When ballet first came to life long ago in the French courts of Louis XIV, it was a tool for control; court members showed dominance over their body’s motion to assert power. Balanchine’s immigration to New York City in 1933 reversed course on that centuries-long rule. Suddenly, hips didn’t need to be square and shoulders weren’t always straight. Fingers were splayed, knees could bend, and the need for restrained power came second to the need to match the music’s speed. The change was radical, but American concert dance loved it. Balanchine co-founded the New York City Ballet and its attached School of American Ballet with philanthropist Lincoln Kerstein. He choreographed 465 ballets in his lifetime and agitated the very existence of ballet in America. San Francisco Ballet, Pacific Northwest Ballet, Utah’s Ballet West, Miami City Ballet, Pennsylvania Ballet, Boston Ballet and Dance Theatre of Harlem were all created by artists touched by George Balanchine.

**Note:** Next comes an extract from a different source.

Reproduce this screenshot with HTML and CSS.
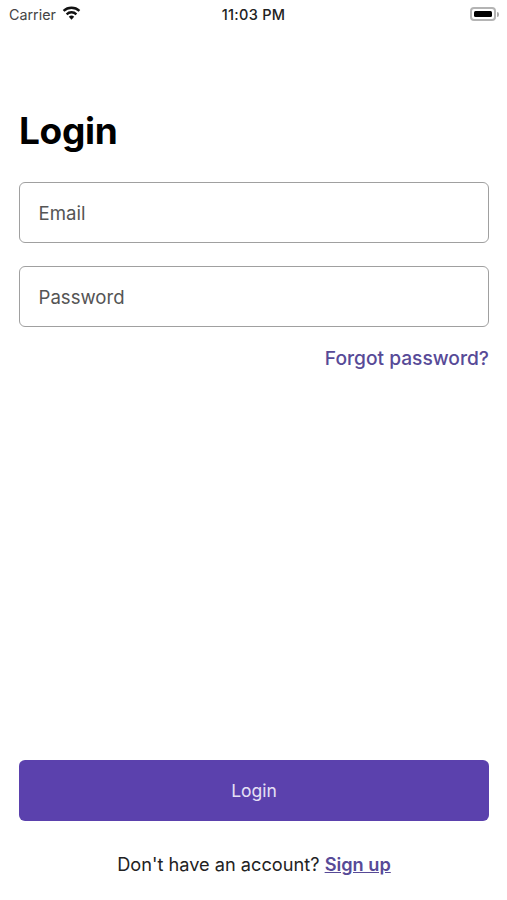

By the time of his death in 1983, the world seemed to have already decided: He was a genius, and not in the hyperbolic sense of the word.

This is all true. He is, by all accounts of the word, an icon. But there is inherent danger in words like these — in simple lables slapped onto complex people. Such categorizations encourage us to forget that Balanchine was a man, as flawed as the rest of us, living and working in the imperfect, non-genius structures and systems of the 20th century.

“Ballet is woman,” he said — but what kind? His muses were young, often still teenagers. They were skinny with small breasts and no butts, and their success created the silhouette of a dancer’s body that still wreaks havoc on women today. Floating beneath the surface of Balanchine’s legacy are eating disorders, body dysmorphia and an industry that makes casting decisions based on costume fittings rather than actual talent.

Also beneath the surface rests ballets like “Le Chant du Rossignol,” an early Balanchine work that told the story of a sick Chinese emperor and relied heavily on destructive Orientalist tropes from its 1925 origins. When Ballet West revived the work in 2019, Final Bow for Yellowface co-founder Phil Chan spent the better part of his year facing off against historians who seemed to be too invested in respecting Balanchine’s genius to recognize the need to respect their Asian American peers.

But perhaps the most notable, yet overlooked, factor complicating Balanchine’s legacy is Balanchine’s use of Black dance in his formation of American ballet, a point for which scholar Brenda Dixon Gottschild deserves immense credit. The opened chest, bent knees, increased speed and syncopated rhythms did not come from the singular mind of a European immigrant — they came from the street and social dances of Black Americans across the country. And yet, the master narrative of Balanchine’s memory often frames him as the inventor of such techniques. To this day, Black dance remains marginalized and belittled by the same white concert audiences that praise Balanchine’s innovation. In a 1996 book, Dixon Gottschild explains this under the title “Stripping the Emperor,” a phrase indicative of such erasure.

Words like “icon” and “genius” do not encompass these shortfalls. They show only the rose-colored surface of a man that embodied all colors of the rainbow. Such selective memories are not fair to the groups he harmed, but simply rejecting his work fails to acknowledge our complicity in the matter. Balanchine has been dead for close to 40 years now, and his legacy does not belong to his gravestone — it belongs to us. We control what to celebrate and what to condemn. Celebrate and criticize; accept and reject. Binaries do not exist in a world of color. Icons and geniuses may not either.